Over half the human population lives in cities. By 2030, it is estimated that around 60% of us will live in urban areas. There is increasing recognition of the role of cities in creating economic growth in the UK and globally. By coincidence last week I was invited to two separate events on consecutive days about the future of cities. The first was held at the Royal Society of Arts (RSA) where I am a Life Fellow and marked the launch of the City Growth Commission, a major new inquiry into how best to enable England’s major cities to drive growth and respond to the fiscal and economic challenges of the future. In the second, the Economist Events’ Infrastructure Summit drew together an audience of over 150 international delegates from transport, energy, digital communications, construction and finance to understand how cities are evolving.
The City Growth Commission will develop an overarching plan for supporting city led growth and rebalancing the UK economy. It will aim to engage with Whitehall, business and the political parties in order to generate broad support for its proposals and to lay the policy foundations for the next stage of devolution to our cities. The Commission will be chaired by Jim O’Neill, retiring Chairman of Goldman Sachs Asset Management, famous for coining the acronym BRICs to describe emerging economies. It will be hosted and run by RSA 2020 Public Services with support from the Core Cities group, the GLA, and London Councils. The launch event set out the Commission’s main areas of enquiry and asked how growth in other English cities can complement London’s economic success and what the benefits of such an approach would be. It also asked what the practical, organisational, cultural and systemic barriers are to moving to a multi-polar growth model.
Jim O’Neill gave his first thoughts on the subject:
The London factor was a major issue. England is highly centralised. (To this end I question the wisdom of involving the GLA and the London Councils as one area of enquiry should be how to decentralise by taking things away from London.)
His insight over the BRICS had just been to recognise that to be economically large you need a lot of people working productively. But in addition the main areas of economic activity are urban.
We have to challenge the British assumption that the decline of manufacturing is irreversible. People used to write off Boston and Hamburg but both have recovered strongly.
We need to focus on supply side issues such as local infrastructure, both physical and technological. We should look at the flexibility, skill levels, educational attainment and desires of people living in cities.
There has to be more autonomy in the regions over their finances and we should consider instruments such as local authority bonds.

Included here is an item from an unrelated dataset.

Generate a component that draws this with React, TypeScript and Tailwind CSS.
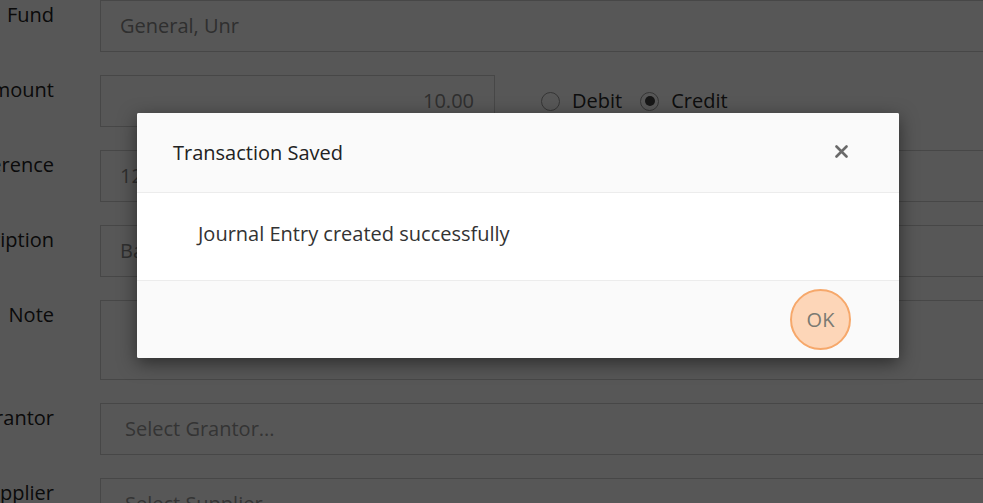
import React from 'react';

type Row = {
  label: string;
  value?: string;
  placeholder?: string;
  kind?: 'amount' | 'text' | 'area';
};

const rows: Row[] = [
  { label: 'Fund', value: 'General, Unr' },
  { label: 'Amount', value: '10.00', kind: 'amount' },
  { label: 'Reference', value: '1234' },
  { label: 'Description', value: 'Bank deposit' },
  { label: 'Note', kind: 'area' },
  { label: 'Grantor', placeholder: 'Select Grantor...' },
  { label: 'Supplier', placeholder: 'Select Supplier...' },
];

function Radio({ checked, label }: { checked?: boolean; label: string }) {
  return (
    <label className="flex items-center gap-[12px] text-[20px] text-[#2a2a2a]">
      <span className="flex h-[19px] w-[19px] items-center justify-center rounded-full border border-[#9a9a9a] bg-white">
        {checked && <span className="h-[10px] w-[10px] rounded-full bg-[#444]" />}
      </span>
      {label}
    </label>
  );
}

function FormRow({ row }: { row: Row }) {
  const boxBase = 'border border-[#cfcfcf] bg-white text-[20px]';
  return (
    <div className="mb-[23px] flex">
      <div className="flex w-[100px] shrink-0 justify-end whitespace-nowrap pr-[46px] pt-[1px] text-[20px] leading-[28px] text-[#222]">
        {row.label}
      </div>
      {row.kind === 'amount' ? (
        <div className="flex items-center">
          <div className={`${boxBase} flex h-[52px] w-[395px] items-center justify-end pr-[20px] text-[#8a8a8a]`}>
            {row.value}
          </div>
          <div className="ml-[46px] flex items-center gap-[18px]">
            <Radio label="Debit" />
            <Radio label="Credit" checked />
          </div>
        </div>
      ) : row.kind === 'area' ? (
        <div className={`${boxBase} h-[80px] flex-1`} />
      ) : (
        <div className={`${boxBase} flex h-[52px] flex-1 items-center pl-[19px] text-[#8a8a8a]`}>
          {row.value ?? <span className="pl-[5px] text-[#999]">{row.placeholder}</span>}
        </div>
      )}
    </div>
  );
}

export default function App() {
  return (
    <div className="relative h-[503px] w-[983px] overflow-hidden bg-white font-['Open_Sans',sans-serif]">
      <div className="w-[1100px]">
        {rows.map((row) => (
          <FormRow key={row.label} row={row} />
        ))}
      </div>

      <div className="absolute inset-0 bg-black/[0.66]" />

      <div className="absolute left-[137px] top-[113px] w-[762px] overflow-hidden rounded-[2px] bg-white shadow-[0_5px_18px_rgba(0,0,0,0.5)]">
        <div className="flex h-[80px] items-center justify-between border-b border-[#ececec] bg-[#fafafa] pl-[36px] pr-[51px]">
          <h2 className="text-[20px] font-medium text-[#222]">Transaction Saved</h2>
          <svg width="13" height="13" viewBox="0 0 13 13" className="mt-[-2px]">
            <path d="M1.5 1.5 L11.5 11.5 M11.5 1.5 L1.5 11.5" stroke="#6a6a6a" strokeWidth="2.6" strokeLinecap="round" />
          </svg>
        </div>
        <div className="flex h-[87px] items-center pb-[6px] pl-[61px] text-[20px] text-[#333]">
          Journal Entry created successfully
        </div>
        <div className="flex h-[78px] items-center justify-end border-t border-[#ececec] bg-[#fafafa] pr-[48px]">
          <button className="flex h-[61px] w-[61px] items-center justify-center rounded-full border-2 border-[#f6a86b] bg-[#fdd6b8] text-[20px] text-[#7a7a72]">
            OK
          </button>
        </div>
      </div>
    </div>
  );
}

Jon Collins, the Labour Leader of Nottingham City Council and representative of Core Cities, a grouping of England’s eight largest city economies outside London, said that cities are the engine of economic growth. There was a strong need to rebalance as uniquely in Europe major cities in Britain underperform the national economy while elsewhere in the EU regional cities are at least equal to or even outperform the national economy in terms of growth. The Core Cities collectively generate 27% of Gross Value Added but growth simply won’t happen in the current policy framework. The regional cities are only allowed to retain 5% of their tax take. Other investment comes with Whitehall strings attached or through national agencies that don’t understand local needs and often seek one-size-fits all solutions. There was a need for devolution in financing and other powers.
Alexandra Jones, Chief Executive of the Centre for Cities which conducts independent research and policy analysis on UK city economies, said that 70% of the world’s population will be urban by 2015. The 64 largest cities in the UK account for 60% of jobs and Gross Value Added and just 9 more than 50% but 7 of the 9 perform below that national average. (I think Alexandra describes a city as a place where people work rather than one where they reside and in economic terms no doubt this is right.) She points out:
Britain is one of the most centralised countries in the world. Most policies are national which means that a great deal of public money is wasted.
In an age of austerity it is clear that we need to reduce spending. One way of doing this is to join up services at a regional or local level.
We should make the most of London but we should also make the most of our other major cities.
Much of this is unobjectionable. It is clear that the deindustrialisation of most of Britain’s largest cities has been overdone. While some cities like Manchester have found new industries others like Hull are in severe decline. As we start to see reasonable growth in the overall economy it is probable that most of that is coming in the vigorous economies of London and the South East while other regions are still stagnant. This is further increasing the polarisation of the economy. London is attracting capital investment from Russia, from China, from the Middle East as it is seen as a safe haven. Every industrialised country has debt that can’t be paid down. If it was they would break apart so they are all practising some form of default with a risk of unleashing inflation. Sovereign wealth funds are therefore investing in hard assets like transport infrastructure, urban commercial property and now, in parts of London, residential property. The UK is friendly to non-doms. It was reported earlier this year that 70% of new build properties in Central London were bought by foreigners fuelling massive increases in prices.[i]
The French are escaping Hollande’s savage taxes; the Greeks are escaping economic meltdown. All see London as a refuge with legal transparency and the assets of a city that is becoming the capital of the world.
The other elephant in the room is that when regional cities had more powers over their own finances those that were ruled by the Loony Left were irresponsible in their use of such powers. They took on foreign loans at high rates of interest which of course registered against the National Debt. They had to be reined in by the Treasury and so I think it unlikely that the mandarins with long memories will be ready to give up such controls.